Modern Australian
The Times

how computers still decide who gets care

  • Written by Laura Davy, Senior Lecturer, Crawford School of Public Policy, Australian National University
how computers still decide who gets care

Every welfare program negotiates a fundamental tension: between fiscal responsibility and consistency on one hand, and care for real people with complex needs and situations on the other.

Over the past decade or so, one Australian program after another has tried to absolve itself of that tension by handing off part of its decision-making to a computer.

Robodebt automated welfare debt recovery, with devastating results.

The National Disability Insurance Scheme (NDIS) is moving towards computer-guided planning tools to generate budgets after participants’ support needs are assessed. Many worry this amounts to a form of “robo-planning”.

Since November, the new Support at Home program has used a rules-based algorithm called the Integrated Assessment Tool to decide how much home-care funding older Australians receive.

Each of these systems promises to replace fallible human judgement with something more consistent, efficient and fair.

Now, the Commonwealth Ombudsman is investigating complaints about the aged care assessment tool.

This is just the latest moment to ask: what do we lose when we automate decisions that really should be difficult and made case by case?

What’s the controversial aged care algorithm?

The Integrated Assessment Tool is a structured digital assessment used during a home interview with an older person seeking government-subsidised care. Assessors enter information about mobility, cognition, daily living and the person’s broader circumstances.

The tool converts these inputs into scores. It then applies rules to sort the person into one of eight funding classifications.

Assessors are barred from overriding the tool’s classification except in a small set of pre-defined circumstances.

Despite requests for the technical specifications, and for the identity of the team that designed the classification logic, details have not been released.

Is this really the new Robodebt?

Some commentators have drawn parallels between the Integrated Assessment Tool and Robodebt, but the comparison doesn’t quite work.
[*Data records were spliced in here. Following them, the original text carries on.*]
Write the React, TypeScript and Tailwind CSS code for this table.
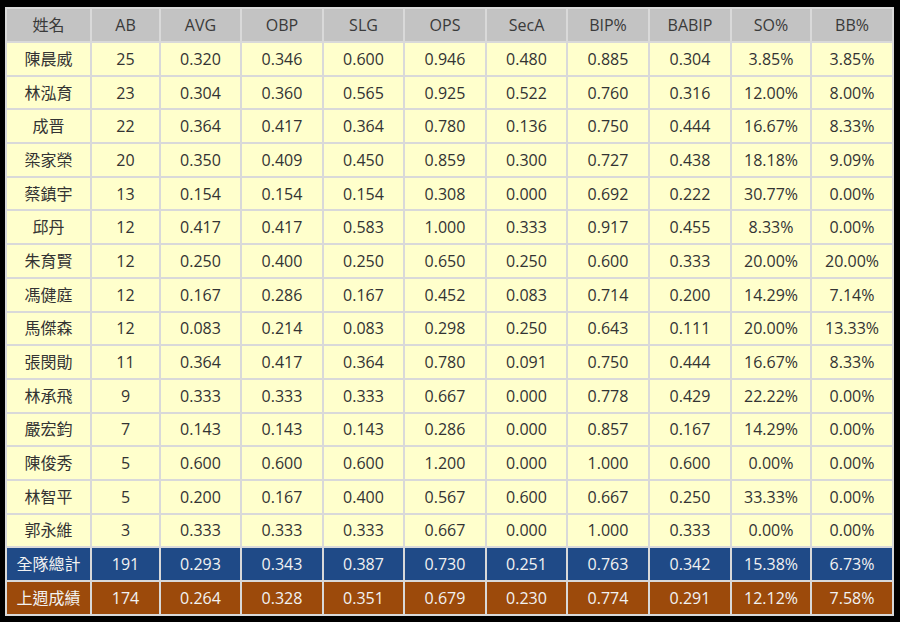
import * as React from "react";

const headers = ["姓名", "AB", "AVG", "OBP", "SLG", "OPS", "SecA", "BIP%", "BABIP", "SO%", "BB%"];

const rows: string[][] = [
  ["陳晨威", "25", "0.320", "0.346", "0.600", "0.946", "0.480", "0.885", "0.304", "3.85%", "3.85%"],
  ["林泓育", "23", "0.304", "0.360", "0.565", "0.925", "0.522", "0.760", "0.316", "12.00%", "8.00%"],
  ["成晋", "22", "0.364", "0.417", "0.364", "0.780", "0.136", "0.750", "0.444", "16.67%", "8.33%"],
  ["梁家榮", "20", "0.350", "0.409", "0.450", "0.859", "0.300", "0.727", "0.438", "18.18%", "9.09%"],
  ["蔡鎮宇", "13", "0.154", "0.154", "0.154", "0.308", "0.000", "0.692", "0.222", "30.77%", "0.00%"],
  ["邱丹", "12", "0.417", "0.417", "0.583", "1.000", "0.333", "0.917", "0.455", "8.33%", "0.00%"],
  ["朱育賢", "12", "0.250", "0.400", "0.250", "0.650", "0.250", "0.600", "0.333", "20.00%", "20.00%"],
  ["馮健庭", "12", "0.167", "0.286", "0.167", "0.452", "0.083", "0.714", "0.200", "14.29%", "7.14%"],
  ["馬傑森", "12", "0.083", "0.214", "0.083", "0.298", "0.250", "0.643", "0.111", "20.00%", "13.33%"],
  ["張閔勛", "11", "0.364", "0.417", "0.364", "0.780", "0.091", "0.750", "0.444", "16.67%", "8.33%"],
  ["林承飛", "9", "0.333", "0.333", "0.333", "0.667", "0.000", "0.778", "0.429", "22.22%", "0.00%"],
  ["嚴宏鈞", "7", "0.143", "0.143", "0.143", "0.286", "0.000", "0.857", "0.167", "14.29%", "0.00%"],
  ["陳俊秀", "5", "0.600", "0.600", "0.600", "1.200", "0.000", "1.000", "0.600", "0.00%", "0.00%"],
  ["林智平", "5", "0.200", "0.167", "0.400", "0.567", "0.600", "0.667", "0.250", "33.33%", "0.00%"],
  ["郭永維", "3", "0.333", "0.333", "0.333", "0.667", "0.000", "1.000", "0.333", "0.00%", "0.00%"],
];

const total = ["全隊總計", "191", "0.293", "0.343", "0.387", "0.730", "0.251", "0.763", "0.342", "15.38%", "6.73%"];
const lastWeek = ["上週成績", "174", "0.264", "0.328", "0.351", "0.679", "0.230", "0.774", "0.291", "12.12%", "7.58%"];

// column widths measured off the screenshot
const widths = [85, 69, 81, 82, 81, 82, 81, 82, 82, 80, 82];

const cell = "border-2 border-[#d9d9d9] text-center align-middle p-0";

const App = () => {
  return (
    <div
      className="h-[622px] w-[900px] bg-black pl-[5px] pt-[7px]"
      style={{ fontFamily: '"Open Sans", "Noto Sans CJK TC", sans-serif' }}
    >
      <table className="table-fixed border-collapse text-[16px] leading-none">
        <colgroup>
          {widths.map((w, i) => (
            <col key={i} style={{ width: w }} />
          ))}
        </colgroup>
        <thead>
          <tr className="h-[34px] bg-[#c3c3c3] text-[#3a3a3a]">
            {headers.map((h) => (
              <th key={h} className={`${cell} font-normal`}>
                {h}
              </th>
            ))}
          </tr>
        </thead>
        <tbody>
          {rows.map((r) => (
            <tr key={r[0]} className="h-[33.7px] bg-[#ffffcc] text-[#333]">
              {r.map((v, i) => (
                <td key={i} className={cell}>
                  {v}
                </td>
              ))}
            </tr>
          ))}
          <tr className="h-[33.7px] bg-[#1f4a87] text-[#f2f2f2]">
            {total.map((v, i) => (
              <td key={i} className={cell}>
                {v}
              </td>
            ))}
          </tr>
          <tr className="h-[33.7px] bg-[#9c4a0b] text-[#f2f2f2]">
            {lastWeek.map((v, i) => (
              <td key={i} className={cell}>
                {v}
              </td>
            ))}
          </tr>
        </tbody>
      </table>
    </div>
  );
};

export default App;
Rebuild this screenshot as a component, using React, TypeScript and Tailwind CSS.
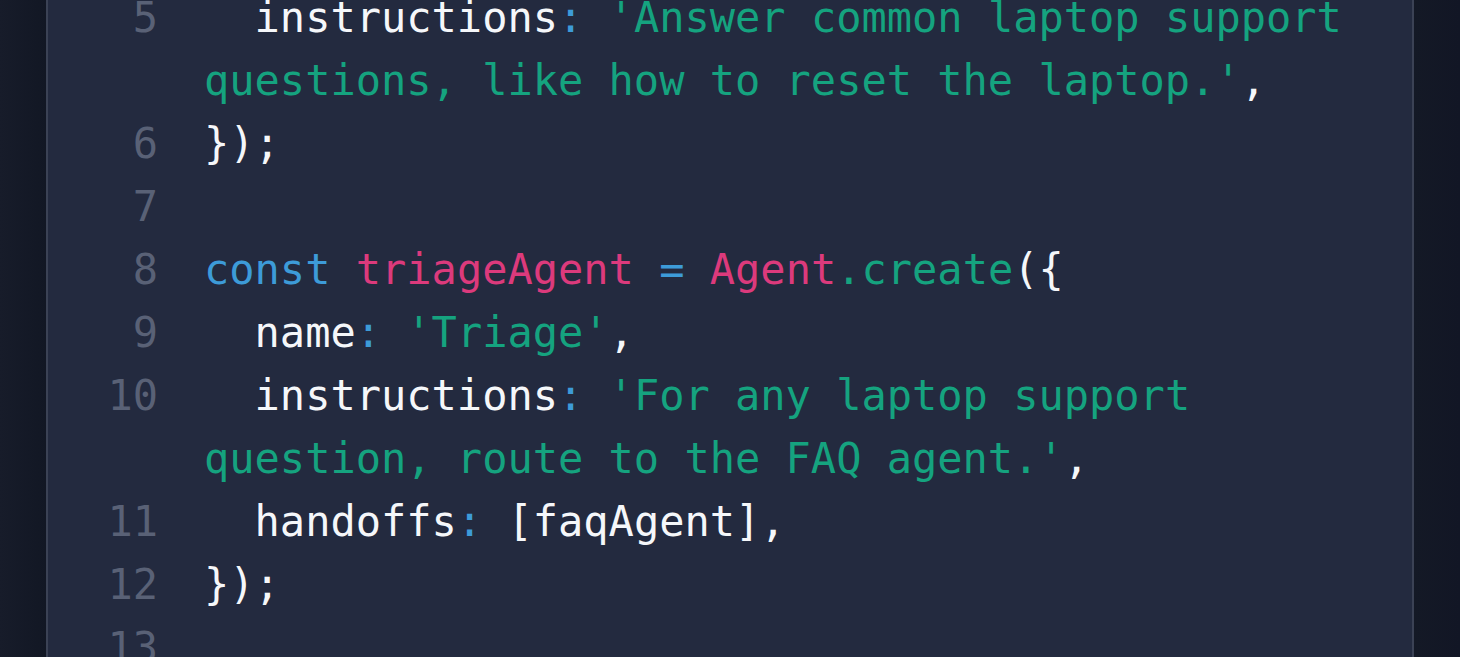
type Token = { t: string; c?: 'w' | 'b' | 'g' | 'p' }

const COLORS = {
  w: 'text-[#f5f7fa]',
  b: 'text-[#3d9bd8]',
  g: 'text-[#15a37f]',
  p: 'text-[#dc3a7c]',
}

const LINES: { n: number; tokens: Token[] }[] = [
  {
    n: 5,
    tokens: [
      { t: '  instructions' },
      { t: ':', c: 'b' },
      { t: ' ' },
      { t: "'Answer common laptop support questions, like how to reset the laptop.'", c: 'g' },
      { t: ',' },
    ],
  },
  { n: 6, tokens: [{ t: '});' }] },
  { n: 7, tokens: [] },
  {
    n: 8,
    tokens: [
      { t: 'const', c: 'b' },
      { t: ' ' },
      { t: 'triageAgent', c: 'p' },
      { t: ' ' },
      { t: '=', c: 'b' },
      { t: ' ' },
      { t: 'Agent', c: 'p' },
      { t: '.create', c: 'g' },
      { t: '({' },
    ],
  },
  {
    n: 9,
    tokens: [
      { t: '  name' },
      { t: ':', c: 'b' },
      { t: ' ' },
      { t: "'Triage'", c: 'g' },
      { t: ',' },
    ],
  },
  {
    n: 10,
    tokens: [
      { t: '  instructions' },
      { t: ':', c: 'b' },
      { t: ' ' },
      { t: "'For any laptop support question, route to the FAQ agent.'", c: 'g' },
      { t: ',' },
    ],
  },
  {
    n: 11,
    tokens: [
      { t: '  handoffs' },
      { t: ':', c: 'b' },
      { t: ' [faqAgent],' },
    ],
  },
  { n: 12, tokens: [{ t: '});' }] },
  { n: 13, tokens: [] },
]

export default function App() {
  return (
    <div className="h-[657px] w-full overflow-hidden bg-[#141a27] flex">
      <div className="w-[46px] shrink-0 bg-gradient-to-r from-[#171c2a] to-[#121724]" />
      <div className="w-[1368px] shrink-0 border-x-2 border-[#3b4255] bg-[#232a3f]">
        <div className="-mt-[14px] pr-[22px] text-[42px] leading-[63px] [font-family:'DejaVu_Sans_Mono',monospace]">
          {LINES.map((line) => (
            <div key={line.n} className="flex">
              <div className="w-[110px] shrink-0 text-right text-[#596176]">{line.n}</div>
              <div className="ml-[46px] flex-1 min-w-0 whitespace-pre-wrap break-words text-[#f5f7fa]">
                {line.tokens.length === 0
                  ? '\u00a0'
                  : line.tokens.map((tok, i) => (
                      <span key={i} className={COLORS[tok.c ?? 'w']}>
                        {tok.t}
                      </span>
                    ))}
              </div>
            </div>
          ))}
        </div>
      </div>
      <div className="flex-1 bg-gradient-to-r from-[#141926] to-[#121625]" />
    </div>
  )
}
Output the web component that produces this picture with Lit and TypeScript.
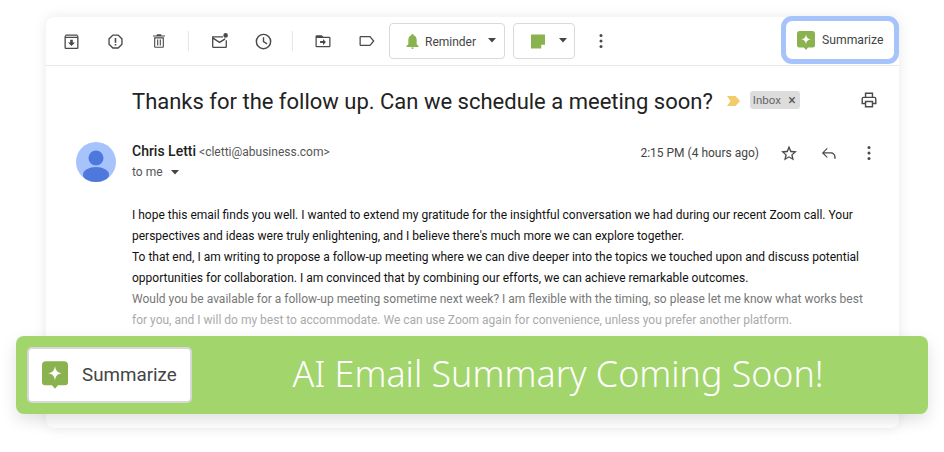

Robodebt was implemented at arm’s length from both welfare recipients and compliance officers. Debt notices were sent without human involvement in individual cases.

However, the Integrated Assessment Tool still involves an assessor sitting down to interview an older person in their home.

The closer parallel is with NDIS assessment reforms. These appear to be moving in the same direction with scoring tools that convert disability into numerical metrics, and opaque algorithms with weighting that has not been made public.

The health department insists the Integrated Assessment Tool for aged care is not artificial intelligence (AI). It says it is a rules-based classification algorithm, not a machine-learning model. But whether a system involves AI or not is beside the point.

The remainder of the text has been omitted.